Miguel Diaz-Canel, il nuovo presidente del consiglio dei ministri di Cuba, è un ingegnere che ha lasciato l’insegnamento universitario scegliendo la politica a tempo pieno prima come segretario dei Giovani comunisti e poi come segretario del Partito comunista nella città natale di Villa Clara, famosa per le gesta di Che Guevara nel corso della rivoluzione. Negli ultimi anni è diventato stretto collaboratore di Raúl Castro, fino a conquistare il ruolo di leader designato. Non è un caso che l’entrata in vigore della nuova presidenza coincida con il suo compleanno (è nato il 20 aprile 1960) e l’anniversario della storica sconfitta del tentativo d’invasione mercenaria della Baia dei Porci (1961), che si segnala come data di una ribadita indipendenza nazionale. Le simbologie sono importanti nelle vicende politiche cubane.
Diaz-Canel, secondo i “cubanologi”, è un ligio dirigente cresciuto all’ombra di Fidel e Raúl. Non spicca per personalità e oratoria, bensì per la sua capacità di lavoro e abnegazione accompagnata a uno stile sobrio. Ha ora il compito di assicurare la continuità della rivoluzione mentre è chiamata nella cabina di comando dell’isola la generazione nata dopo il 1959.
È infatti questa la vera novità del cambio della guardia a L’Avana.
Raúl conserverà, intanto, gli incarichi di segretario del Partito e capo delle Forze armate, che gestiscono gran parte delle imprese a economia mista dell’isola, oltre ad assicurare la difesa nazionale: sarà il garante della transizione in atto e forse andrà a vivere a Santiago (città d’origine della famiglia Castro) lasciando L’Avana, per segnalare lo stacco e la sua nuova vita di meritato semipensionato.
La situazione che vive Cuba, come al solito negli ultimi sessant’anni, non è facile.

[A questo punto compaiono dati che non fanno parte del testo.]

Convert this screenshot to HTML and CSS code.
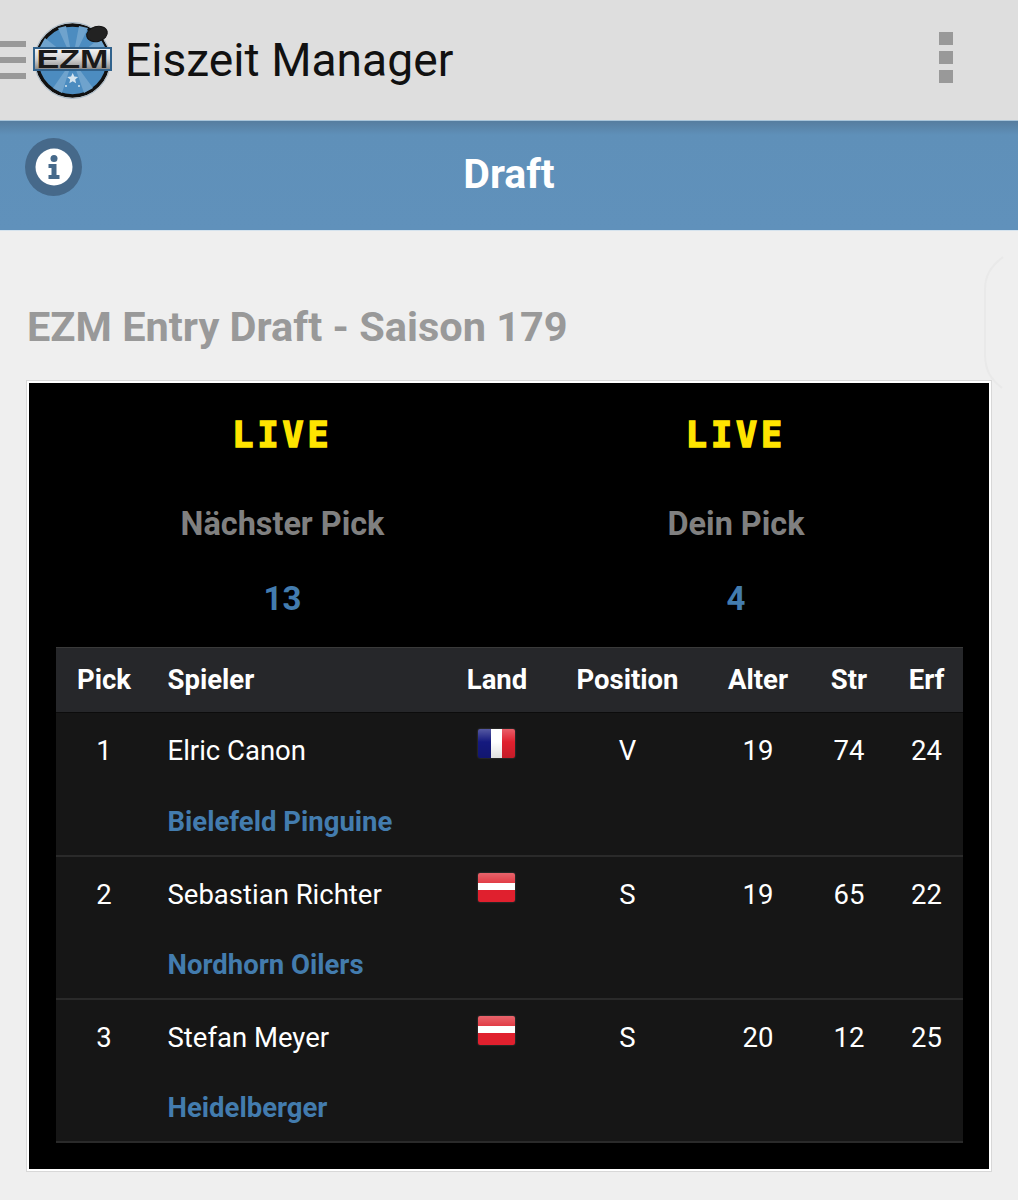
FILE: index.html
```html
<!DOCTYPE html>
<html lang="de">
<head>
<meta charset="utf-8">
<title>Eiszeit Manager</title>
<link rel="stylesheet" href="styles.css">
</head>
<body>
<header class="topbar">
  <div class="burger"><span></span><span></span><span></span></div>
  <svg class="logo" width="82" height="80" viewBox="0 0 82 80">
    <defs>
      <linearGradient id="plate" x1="0" y1="0" x2="0" y2="1">
        <stop offset="0" stop-color="#f4f4f4"/><stop offset="0.5" stop-color="#d2d2d2"/><stop offset="1" stop-color="#8c8c8c"/>
      </linearGradient>
    </defs>
    <circle cx="40.500" cy="40.500" r="35.500" fill="#4c8cc0" stroke="#111" stroke-width="3.500"/>
    <circle cx="40.500" cy="40.500" r="38" fill="none" stroke="#a6b8c6" stroke-width="1"/>
    <path d="M40.500 40L26 8L34 6ZM40.500 40L47 6L56 8ZM40.500 40L68 18L73 27ZM40.500 40L8 27L13 18ZM40.500 40L30 73L21 68ZM40.500 40L52 73L61 68Z" fill="#6fa3cd"/>
    <rect x="1" y="27" width="79" height="24" fill="#31628c"/>
    <rect x="3" y="29" width="75" height="20" fill="url(#plate)"/>
    <text x="40.500" y="47.500" class="logo-text" text-anchor="middle" textLength="72" lengthAdjust="spacingAndGlyphs">EZM</text>
    <path d="M40.700 53l1.600 3.600 3.900.3-3 2.500.9 3.800-3.400-2-3.400 2 .9-3.800-3-2.500 3.900-.3z" fill="#d5e4ef"/>
    <circle cx="34" cy="66" r="1" fill="#d5e4ef"/><circle cx="47" cy="66" r="1" fill="#d5e4ef"/>
    <ellipse cx="65" cy="14" rx="10.500" ry="7.500" fill="#222" stroke="#111" transform="rotate(-15 65 14)"/>
  </svg>
  <div class="brand">Eiszeit Manager</div>
  <div class="kebab"><span></span><span></span><span></span></div>
</header>
<section class="band">
  <div class="info">
    <svg width="38" height="38" viewBox="0 0 38 38">
      <circle cx="19" cy="19" r="18.500" fill="#fff"/>
      <circle cx="19" cy="10.500" r="3.500" fill="#46698a"/>
      <path d="M13.500 16h8v11h3v4h-11v-4h3v-7h-3z" fill="#46698a"/>
    </svg>
  </div>
  <h1 class="band-title">Draft</h1>
</section>
<svg class="ghost" width="26" height="140" viewBox="0 0 26 140"><path d="M21 3C8 13 3 22 3 36V100C3 118 10 126 20 134" fill="none" stroke="#e9e9e9" stroke-width="2"/></svg>
<main class="content">
  <h2 class="heading">EZM Entry Draft - Saison 179</h2>
  <div class="card">
    <div class="summary">
      <div class="summary-col">
        <div class="live">LIVE</div>
        <div class="summary-label">Nächster Pick</div>
        <div class="summary-value">13</div>
      </div>
      <div class="summary-col">
        <div class="live">LIVE</div>
        <div class="summary-label">Dein Pick</div>
        <div class="summary-value">4</div>
      </div>
    </div>
    <table class="draft">
      <colgroup>
        <col class="c-pick"><col class="c-name"><col class="c-land"><col class="c-pos"><col class="c-age"><col class="c-str"><col class="c-erf">
      </colgroup>
      <thead>
        <tr><th>Pick</th><th class="left">Spieler</th><th>Land</th><th>Position</th><th>Alter</th><th>Str</th><th>Erf</th></tr>
      </thead>
      <tbody>
        <tr class="main-row"><td>1</td><td class="left">Elric Canon</td><td class="flag-cell"><span class="flag fr"></span></td><td>V</td><td>19</td><td>74</td><td>24</td></tr>
        <tr class="team-row"><td></td><td class="left team" colspan="6">Bielefeld Pinguine</td></tr>
        <tr class="main-row"><td>2</td><td class="left">Sebastian Richter</td><td class="flag-cell"><span class="flag at"></span></td><td>S</td><td>19</td><td>65</td><td>22</td></tr>
        <tr class="team-row"><td></td><td class="left team" colspan="6">Nordhorn Oilers</td></tr>
        <tr class="main-row"><td>3</td><td class="left">Stefan Meyer</td><td class="flag-cell"><span class="flag at"></span></td><td>S</td><td>20</td><td>12</td><td>25</td></tr>
        <tr class="team-row"><td></td><td class="left team" colspan="6">Heidelberger</td></tr>
      </tbody>
    </table>
  </div>
</main>
</body>
</html>
```
FILE: styles.css
```css
* { box-sizing: border-box; }
html, body { margin: 0; padding: 0; }
body {
  position: relative;
  height: 1200px;
  overflow: hidden;
  background: #efefef;
  font-family: Roboto, "Liberation Sans", sans-serif;
}
.topbar {
  height: 121px;
  display: flex;
  align-items: center;
  background: #dedede;
  border-bottom: 1px solid #a9c5da;
}
.burger {
  width: 26px;
  display: flex;
  flex-direction: column;
  gap: 10px;
  margin-right: 6px;
}
.burger span { display: block; height: 6px; background: #999; }
.logo { flex: none; margin-right: 11px; }
.logo-text {
  font-family: "Liberation Sans", sans-serif;
  font-weight: 700;
  font-size: 25px;
  fill: #1a1a1a;
}
.brand {
  flex: 1;
  font-size: 46.2px;
  line-height: 60px;
  color: #111;
}
.kebab {
  display: flex;
  flex-direction: column;
  gap: 6px;
  width: 14px;
  margin-right: 65px;
  margin-bottom: 5px;
}
.kebab span { display: block; height: 13px; background: #999; }
.band {
  position: relative;
  height: 110px;
  padding-bottom: 4px;
  background: linear-gradient(#567d9f 0, #5f90b9 14px, #6091bb 100%);
  border-bottom: 1px solid #d5e3ee;
  display: flex;
  align-items: center;
  justify-content: center;
}
.band-title {
  margin: 0;
  font-size: 41px;
  font-weight: 700;
  color: #fff;
}
.info {
  position: absolute;
  left: 25px;
  top: 17px;
  width: 57px;
  height: 58px;
  border-radius: 50%;
  background: #46698a;
  display: flex;
  align-items: center;
  justify-content: center;
}
.ghost { position: absolute; left: 982px; top: 254px; }
.content { padding: 0 27px; }
.heading {
  margin: 71px 0 29px;
  font-size: 41.5px;
  line-height: 50px;
  font-weight: 700;
  color: #999;
}
.card {
  width: 964px;
  height: 790px;
  padding: 0 27px;
  background: #000;
  border: 2px solid #fff;
  outline: 1px solid #d8d8d8;
}
.summary {
  display: grid;
  grid-template-columns: 453px 454px;
  height: 264px;
  text-align: center;
}
.summary-col { display: flex; flex-direction: column; align-items: center; }
.live {
  margin-top: 31px;
  height: 40px;
  font-family: "DejaVu Sans Mono", monospace;
  font-weight: 700;
  font-size: 35px;
  line-height: 42px;
  letter-spacing: 4px;
  color: #ffe400;
  -webkit-text-stroke: 1.5px #ffe400;
}
.summary-label {
  margin-top: 48px;
  font-size: 32.4px;
  line-height: 44px;
  font-weight: 700;
  color: #808080;
}
.summary-value {
  margin-top: 31px;
  font-size: 33px;
  line-height: 44px;
  font-weight: 700;
  color: #437cae;
}
.draft {
  width: 907px;
  table-layout: fixed;
  border-collapse: collapse;
  color: #fff;
  font-size: 27.5px;
}
.c-pick { width: 96px; }
.c-name { width: 295px; }
.c-land { width: 100px; }
.c-pos { width: 161px; }
.c-age { width: 100px; }
.c-str { width: 82px; }
.c-erf { width: 73px; }
.draft th {
  height: 65px;
  padding: 0 0 2px;
  text-align: center;
  font-weight: 700;
  background: #26272a;
  border-top: 1px solid #3a3a3a;
  border-bottom: 1px solid #0c0c0c;
}
.draft td {
  padding: 0;
  text-align: center;
  background: #161616;
}
.draft .left { text-align: left; padding-left: 15.5px; }
.main-row td { height: 78px; padding-bottom: 2px; }
.team-row td { height: 65px; padding-bottom: 2px; border-bottom: 2px solid #2a2a2a; }
.draft .team { font-weight: 700; color: #437cae; }
.draft .flag-cell { vertical-align: top; padding-top: 16px; }
.flag {
  display: block;
  width: 37px;
  height: 29px;
  margin-left: 31px;
  border-radius: 2px;
  box-shadow: 0 0 2px rgba(255, 255, 255, 0.25);
}
.flag.fr {
  background:
    linear-gradient(rgba(255, 255, 255, 0.28), rgba(255, 255, 255, 0) 45%, rgba(0, 0, 0, 0.12)),
    linear-gradient(90deg, #14197e 0 36%, #fff 36% 64%, #e0202e 64% 100%);
}
.flag.at {
  background:
    linear-gradient(rgba(255, 255, 255, 0.25), rgba(255, 255, 255, 0) 45%),
    linear-gradient(#e0303a 0 33%, #fff 33% 60%, #e0202e 60% 100%);
}
```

Raúl ha avuto il merito di consolidare le “aperture” economiche e di avviare il superamento della modellistica d’importazione sovietica del “tutto statale”. È andato anche molto vicino a conseguire la fine del penalizzante blocco economico da parte di Washington e la normalizzazione dei rapporti con gli Stati Uniti. Il viaggio di Barack Obama a L’Avana nel 2016 rimarrà negli annali di storia.
Poi è arrivato il ciclone Trump e la situazione tra i due paesi è tornata addirittura peggiore rispetto agli anni Sessanta, il che ritoglie respiro all’economia cubana che iniziava a commerciare intensamente con gli States.

Miguel Diaz-Canel ha il compito di assicurare la continuità della rivoluzione mentre è chiamata nella cabina di comando la generazione nata dopo il 1959.
L’economia cubana continua perciò a reggersi basicamente su turismo sempre più in crescita, rimesse degli emigrati dall’estero e piccole attività private (bed and breakfast, ristorantini denominati paladar, artigianato), più i tradizionali tabacco, rum e nichel. Sono inoltre ottimi i rapporti con la Russia, più che buoni quelli con la Cina e finalmente normalizzati quelli con l’Unione europea.
Il principale cruccio per Cuba – oltre al ritorno del gelo nelle relazioni con Washington – deriva dal mutato quadro geopolitico dell’America Latina. Al progressismo dell’ultimo quindicennio si va sostituendo un forte vento di destra su cui agisce l’effetto Trump: Lula in carcere in Brasile, chavismo in bilico in Venezuela, sinistra sconfitta nelle elezioni di Argentina e Cile, sinistra in difficoltà in Bolivia ed Ecuador.
Cuba, che aveva riconquistato in anni recenti la piena solidarietà dei paesi latinoamericani, rischia una nuova marginalizzazione. La priorità di Diaz-Canel sarà perciò non perdere posizioni in America Latina per attendere la fine del mandato di Trump. Sul piano interno, è invece augurabile che si proceda con la strategia dell’economia mista e del rinnovamento politico della rivoluzione che, prima o poi, dovrà affrontare i nodi del pluralismo e del superamento dell’identificazione stato-partito.
Quando si parla di Cuba, fare previsioni è impresa sconsigliabile. Il miracolo politico cubano dura dal 1959 contro cassandre e nemici di tutti i tipi. Ha superato ostacoli politici ed economici che parevano insormontabili. E sono anche passati quasi trent’anni dal 1989, anno del crollo del Muro di Berlino e della fine del “socialismo reale”, e due anni dalla morte di Fidel Castro.
È probabile che Cuba continuerà a stupirci e a suscitare simpatia per la sua gente, la sua cultura, la sua storia.